* _WRITTEN REQUEST_
Would you transcribe the listing that follows, character for character, and omit its images?

* _GIVEN DATA_
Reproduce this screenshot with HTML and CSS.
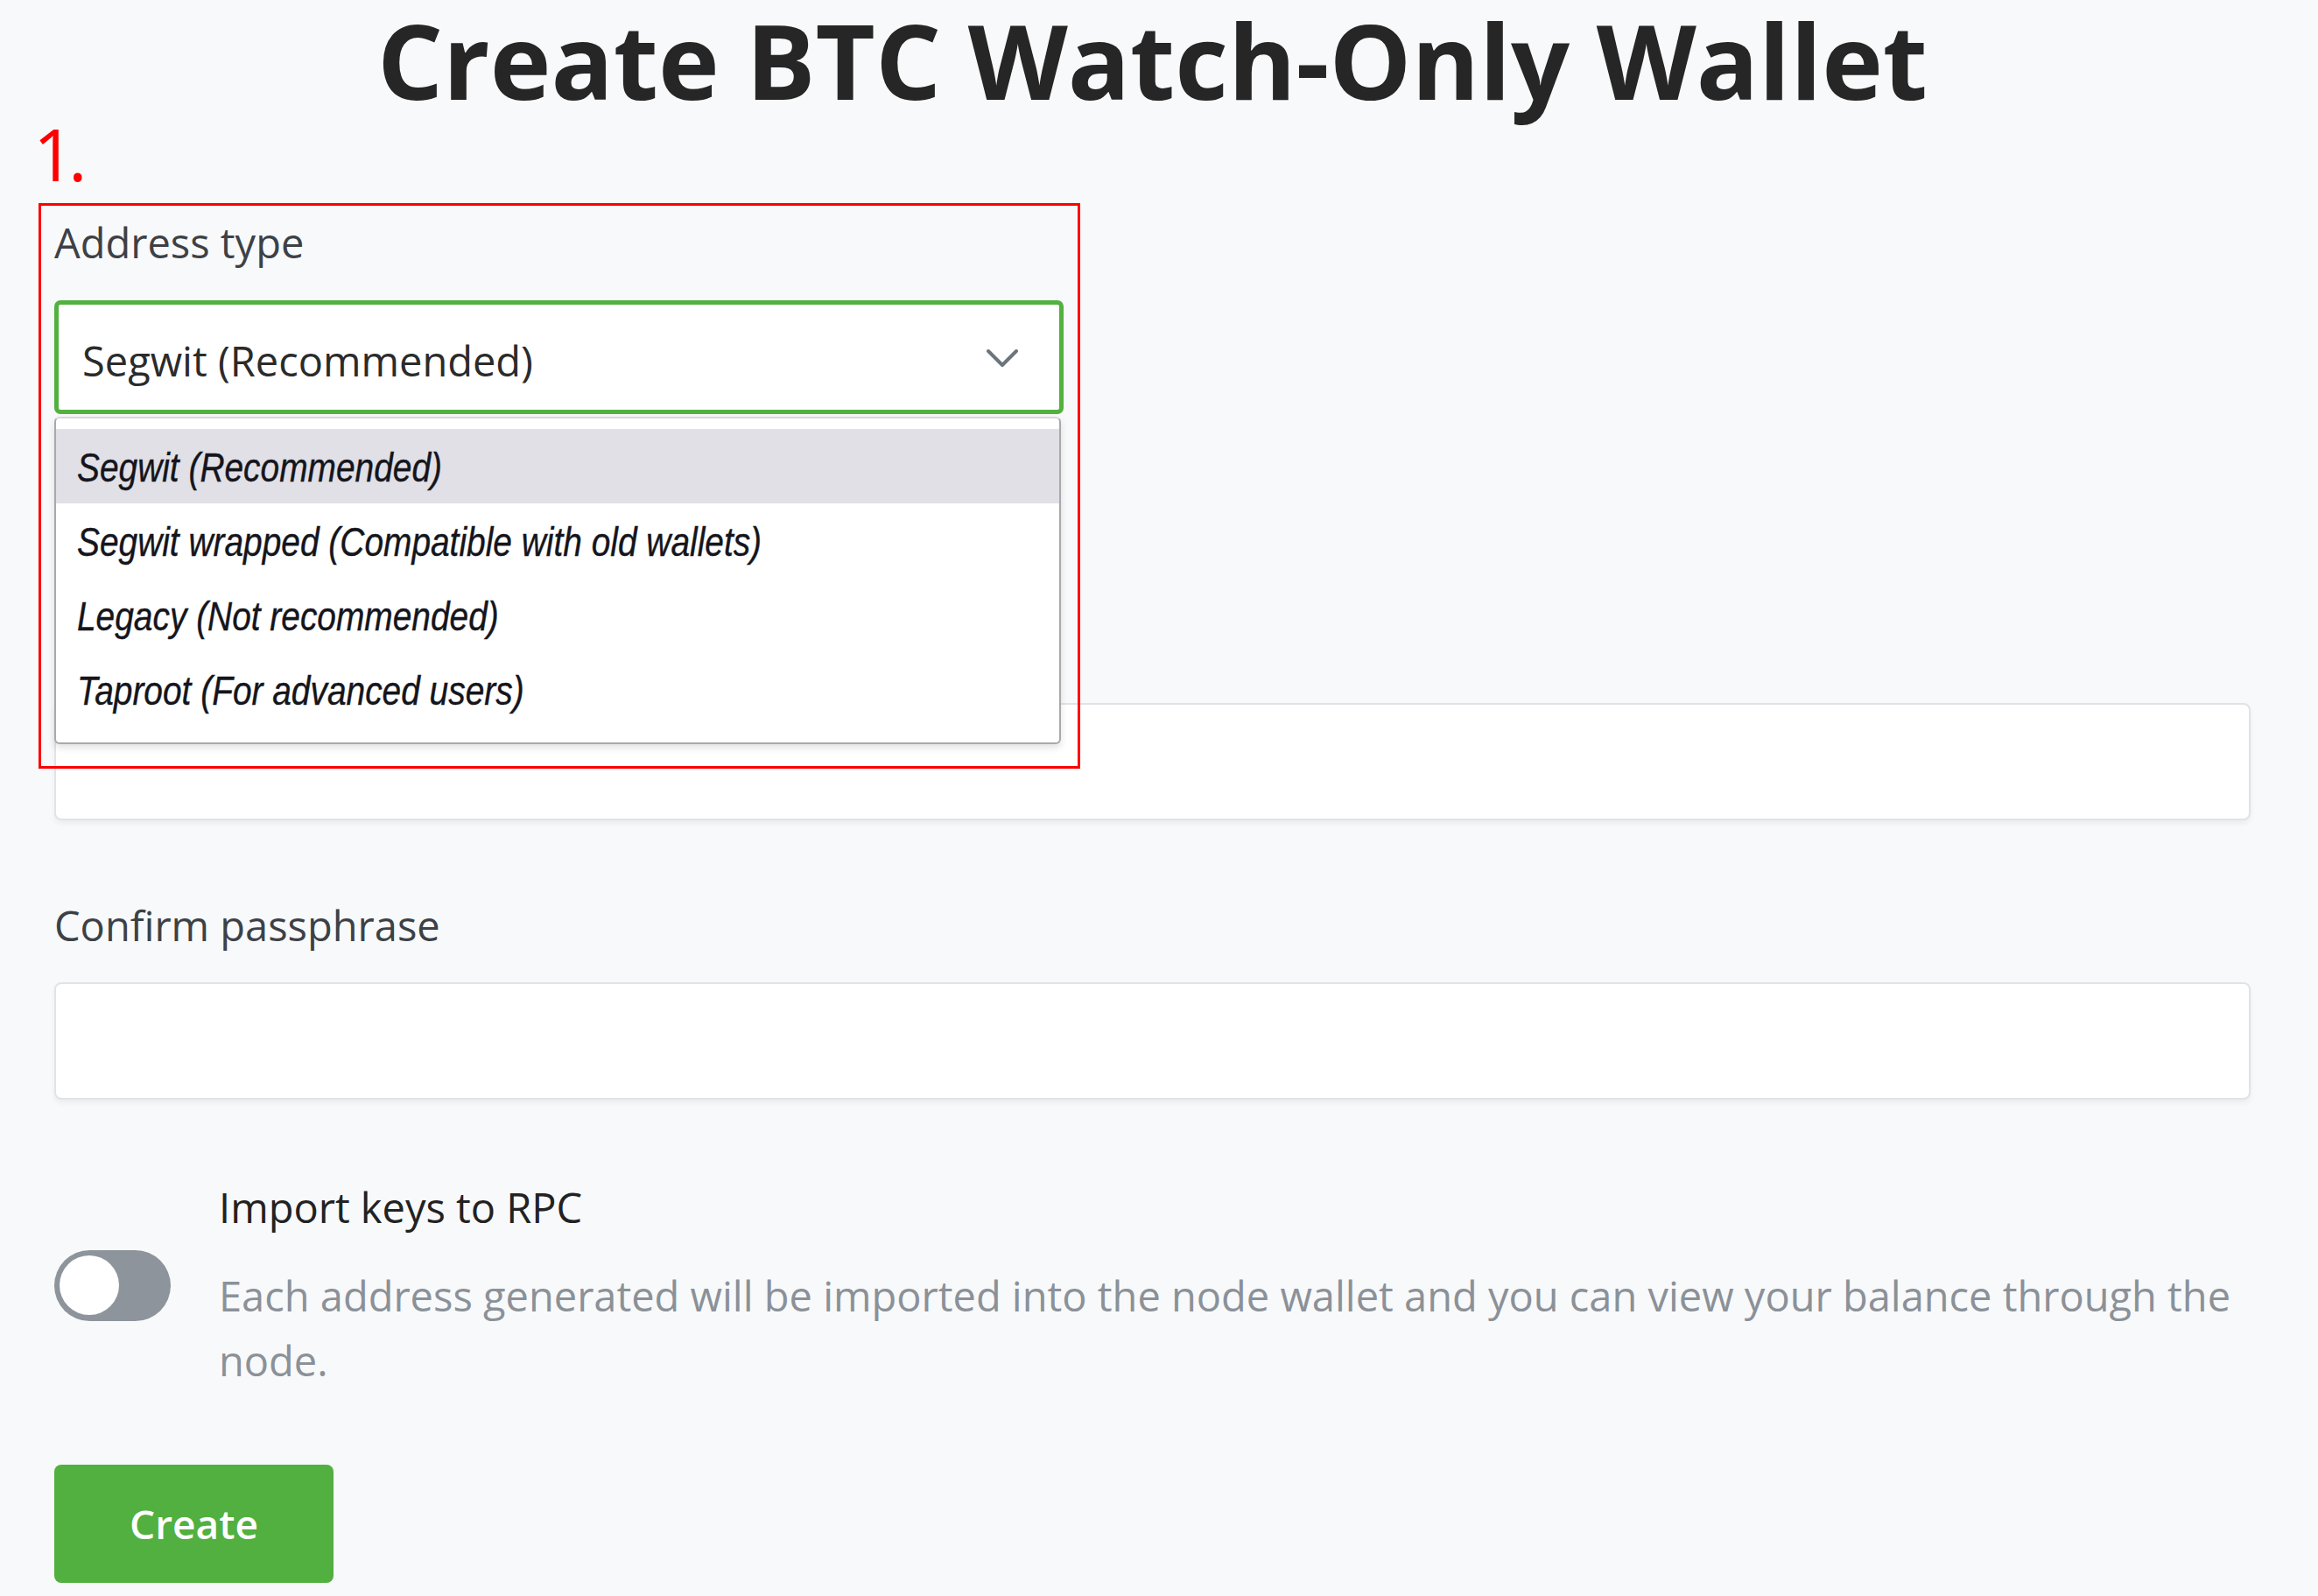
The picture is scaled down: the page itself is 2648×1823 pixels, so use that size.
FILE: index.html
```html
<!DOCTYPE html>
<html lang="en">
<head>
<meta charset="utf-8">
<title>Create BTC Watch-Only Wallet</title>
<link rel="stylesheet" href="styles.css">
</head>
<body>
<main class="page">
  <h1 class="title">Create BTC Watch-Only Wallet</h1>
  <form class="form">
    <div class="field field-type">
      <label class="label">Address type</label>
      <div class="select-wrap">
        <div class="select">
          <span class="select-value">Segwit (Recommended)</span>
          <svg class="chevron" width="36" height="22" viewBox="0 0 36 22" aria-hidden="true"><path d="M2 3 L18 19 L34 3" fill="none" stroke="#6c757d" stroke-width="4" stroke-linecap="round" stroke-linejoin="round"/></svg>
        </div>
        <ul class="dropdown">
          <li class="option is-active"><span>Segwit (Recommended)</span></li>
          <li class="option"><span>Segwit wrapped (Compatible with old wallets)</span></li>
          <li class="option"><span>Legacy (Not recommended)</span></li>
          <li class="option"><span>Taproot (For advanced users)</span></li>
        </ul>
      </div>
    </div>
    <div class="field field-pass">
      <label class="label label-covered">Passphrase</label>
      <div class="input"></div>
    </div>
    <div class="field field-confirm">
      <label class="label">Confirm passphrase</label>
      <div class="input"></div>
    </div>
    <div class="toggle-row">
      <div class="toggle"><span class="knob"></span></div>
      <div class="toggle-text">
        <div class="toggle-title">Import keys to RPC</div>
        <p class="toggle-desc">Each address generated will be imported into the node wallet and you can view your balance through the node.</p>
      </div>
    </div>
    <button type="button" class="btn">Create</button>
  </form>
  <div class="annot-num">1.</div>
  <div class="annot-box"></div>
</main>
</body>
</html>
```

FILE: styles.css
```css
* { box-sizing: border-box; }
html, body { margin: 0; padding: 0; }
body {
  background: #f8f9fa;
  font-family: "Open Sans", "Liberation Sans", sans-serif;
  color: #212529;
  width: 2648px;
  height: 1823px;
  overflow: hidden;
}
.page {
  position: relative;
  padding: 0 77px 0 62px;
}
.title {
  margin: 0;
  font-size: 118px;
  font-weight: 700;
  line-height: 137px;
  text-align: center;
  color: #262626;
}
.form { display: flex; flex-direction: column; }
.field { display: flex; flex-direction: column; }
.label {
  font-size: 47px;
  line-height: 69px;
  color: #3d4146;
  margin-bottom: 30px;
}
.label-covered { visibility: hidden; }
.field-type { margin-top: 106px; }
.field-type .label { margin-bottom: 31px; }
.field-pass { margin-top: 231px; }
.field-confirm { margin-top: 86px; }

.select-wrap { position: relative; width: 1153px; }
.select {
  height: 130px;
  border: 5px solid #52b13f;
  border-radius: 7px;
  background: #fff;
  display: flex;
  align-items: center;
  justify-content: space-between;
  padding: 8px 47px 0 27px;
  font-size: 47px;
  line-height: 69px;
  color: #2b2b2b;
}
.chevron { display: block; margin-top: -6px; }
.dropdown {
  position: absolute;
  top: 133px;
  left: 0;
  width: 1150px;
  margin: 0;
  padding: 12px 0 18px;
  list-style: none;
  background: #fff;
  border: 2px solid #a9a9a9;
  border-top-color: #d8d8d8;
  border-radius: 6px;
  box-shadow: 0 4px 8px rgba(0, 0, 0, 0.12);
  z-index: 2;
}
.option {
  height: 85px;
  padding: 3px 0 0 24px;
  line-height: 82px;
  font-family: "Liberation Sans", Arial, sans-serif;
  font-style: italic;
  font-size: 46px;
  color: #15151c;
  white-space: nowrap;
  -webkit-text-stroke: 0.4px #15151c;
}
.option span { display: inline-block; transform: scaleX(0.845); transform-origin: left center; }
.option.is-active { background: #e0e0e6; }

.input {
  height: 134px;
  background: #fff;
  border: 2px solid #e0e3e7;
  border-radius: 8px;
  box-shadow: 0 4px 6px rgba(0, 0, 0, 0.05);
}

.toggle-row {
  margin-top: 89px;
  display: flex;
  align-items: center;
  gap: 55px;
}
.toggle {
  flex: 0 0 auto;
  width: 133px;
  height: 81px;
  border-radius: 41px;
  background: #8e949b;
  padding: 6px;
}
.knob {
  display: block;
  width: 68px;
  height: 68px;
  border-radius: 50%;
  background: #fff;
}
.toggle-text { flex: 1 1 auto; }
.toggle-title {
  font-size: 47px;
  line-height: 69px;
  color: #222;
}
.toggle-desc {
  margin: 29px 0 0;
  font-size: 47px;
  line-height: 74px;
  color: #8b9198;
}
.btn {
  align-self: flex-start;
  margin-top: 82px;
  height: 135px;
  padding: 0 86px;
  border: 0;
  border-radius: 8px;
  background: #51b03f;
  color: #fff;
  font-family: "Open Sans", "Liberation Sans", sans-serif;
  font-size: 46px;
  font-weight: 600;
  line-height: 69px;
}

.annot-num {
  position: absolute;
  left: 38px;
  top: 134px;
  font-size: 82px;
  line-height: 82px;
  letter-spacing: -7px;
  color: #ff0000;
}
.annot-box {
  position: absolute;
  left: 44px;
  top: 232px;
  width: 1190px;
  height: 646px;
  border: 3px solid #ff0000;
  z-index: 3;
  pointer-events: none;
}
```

* _THE ANSWER_
Reproduce this screenshot with HTML and CSS.
The picture is scaled down: the page itself is 2648×1823 pixels, so use that size.
FILE: index.html
```html
<!DOCTYPE html>
<html lang="en">
<head>
<meta charset="utf-8">
<title>Create BTC Watch-Only Wallet</title>
<link rel="stylesheet" href="styles.css">
</head>
<body>
<main class="page">
  <h1 class="title">Create BTC Watch-Only Wallet</h1>
  <form class="form">
    <div class="field field-type">
      <label class="label">Address type</label>
      <div class="select-wrap">
        <div class="select">
          <span class="select-value">Segwit (Recommended)</span>
          <svg class="chevron" width="36" height="22" viewBox="0 0 36 22" aria-hidden="true"><path d="M2 3 L18 19 L34 3" fill="none" stroke="#6c757d" stroke-width="4" stroke-linecap="round" stroke-linejoin="round"/></svg>
        </div>
        <ul class="dropdown">
          <li class="option is-active"><span>Segwit (Recommended)</span></li>
          <li class="option"><span>Segwit wrapped (Compatible with old wallets)</span></li>
          <li class="option"><span>Legacy (Not recommended)</span></li>
          <li class="option"><span>Taproot (For advanced users)</span></li>
        </ul>
      </div>
    </div>
    <div class="field field-pass">
      <label class="label label-covered">Passphrase</label>
      <div class="input"></div>
    </div>
    <div class="field field-confirm">
      <label class="label">Confirm passphrase</label>
      <div class="input"></div>
    </div>
    <div class="toggle-row">
      <div class="toggle"><span class="knob"></span></div>
      <div class="toggle-text">
        <div class="toggle-title">Import keys to RPC</div>
        <p class="toggle-desc">Each address generated will be imported into the node wallet and you can view your balance through the node.</p>
      </div>
    </div>
    <button type="button" class="btn">Create</button>
  </form>
  <div class="annot-num">1.</div>
  <div class="annot-box"></div>
</main>
</body>
</html>
```

FILE: styles.css
```css
* { box-sizing: border-box; }
html, body { margin: 0; padding: 0; }
body {
  background: #f8f9fa;
  font-family: "Open Sans", "Liberation Sans", sans-serif;
  color: #212529;
  width: 2648px;
  height: 1823px;
  overflow: hidden;
}
.page {
  position: relative;
  padding: 0 77px 0 62px;
}
.title {
  margin: 0;
  font-size: 118px;
  font-weight: 700;
  line-height: 137px;
  text-align: center;
  color: #262626;
}
.form { display: flex; flex-direction: column; }
.field { display: flex; flex-direction: column; }
.label {
  font-size: 47px;
  line-height: 69px;
  color: #3d4146;
  margin-bottom: 30px;
}
.label-covered { visibility: hidden; }
.field-type { margin-top: 106px; }
.field-type .label { margin-bottom: 31px; }
.field-pass { margin-top: 231px; }
.field-confirm { margin-top: 86px; }

.select-wrap { position: relative; width: 1153px; }
.select {
  height: 130px;
  border: 5px solid #52b13f;
  border-radius: 7px;
  background: #fff;
  display: flex;
  align-items: center;
  justify-content: space-between;
  padding: 8px 47px 0 27px;
  font-size: 47px;
  line-height: 69px;
  color: #2b2b2b;
}
.chevron { display: block; margin-top: -6px; }
.dropdown {
  position: absolute;
  top: 133px;
  left: 0;
  width: 1150px;
  margin: 0;
  padding: 12px 0 18px;
  list-style: none;
  background: #fff;
  border: 2px solid #a9a9a9;
  border-top-color: #d8d8d8;
  border-radius: 6px;
  box-shadow: 0 4px 8px rgba(0, 0, 0, 0.12);
  z-index: 2;
}
.option {
  height: 85px;
  padding: 3px 0 0 24px;
  line-height: 82px;
  font-family: "Liberation Sans", Arial, sans-serif;
  font-style: italic;
  font-size: 46px;
  color: #15151c;
  white-space: nowrap;
  -webkit-text-stroke: 0.4px #15151c;
}
.option span { display: inline-block; transform: scaleX(0.845); transform-origin: left center; }
.option.is-active { background: #e0e0e6; }

.input {
  height: 134px;
  background: #fff;
  border: 2px solid #e0e3e7;
  border-radius: 8px;
  box-shadow: 0 4px 6px rgba(0, 0, 0, 0.05);
}

.toggle-row {
  margin-top: 89px;
  display: flex;
  align-items: center;
  gap: 55px;
}
.toggle {
  flex: 0 0 auto;
  width: 133px;
  height: 81px;
  border-radius: 41px;
  background: #8e949b;
  padding: 6px;
}
.knob {
  display: block;
  width: 68px;
  height: 68px;
  border-radius: 50%;
  background: #fff;
}
.toggle-text { flex: 1 1 auto; }
.toggle-title {
  font-size: 47px;
  line-height: 69px;
  color: #222;
}
.toggle-desc {
  margin: 29px 0 0;
  font-size: 47px;
  line-height: 74px;
  color: #8b9198;
}
.btn {
  align-self: flex-start;
  margin-top: 82px;
  height: 135px;
  padding: 0 86px;
  border: 0;
  border-radius: 8px;
  background: #51b03f;
  color: #fff;
  font-family: "Open Sans", "Liberation Sans", sans-serif;
  font-size: 46px;
  font-weight: 600;
  line-height: 69px;
}

.annot-num {
  position: absolute;
  left: 38px;
  top: 134px;
  font-size: 82px;
  line-height: 82px;
  letter-spacing: -7px;
  color: #ff0000;
}
.annot-box {
  position: absolute;
  left: 44px;
  top: 232px;
  width: 1190px;
  height: 646px;
  border: 3px solid #ff0000;
  z-index: 3;
  pointer-events: none;
}
```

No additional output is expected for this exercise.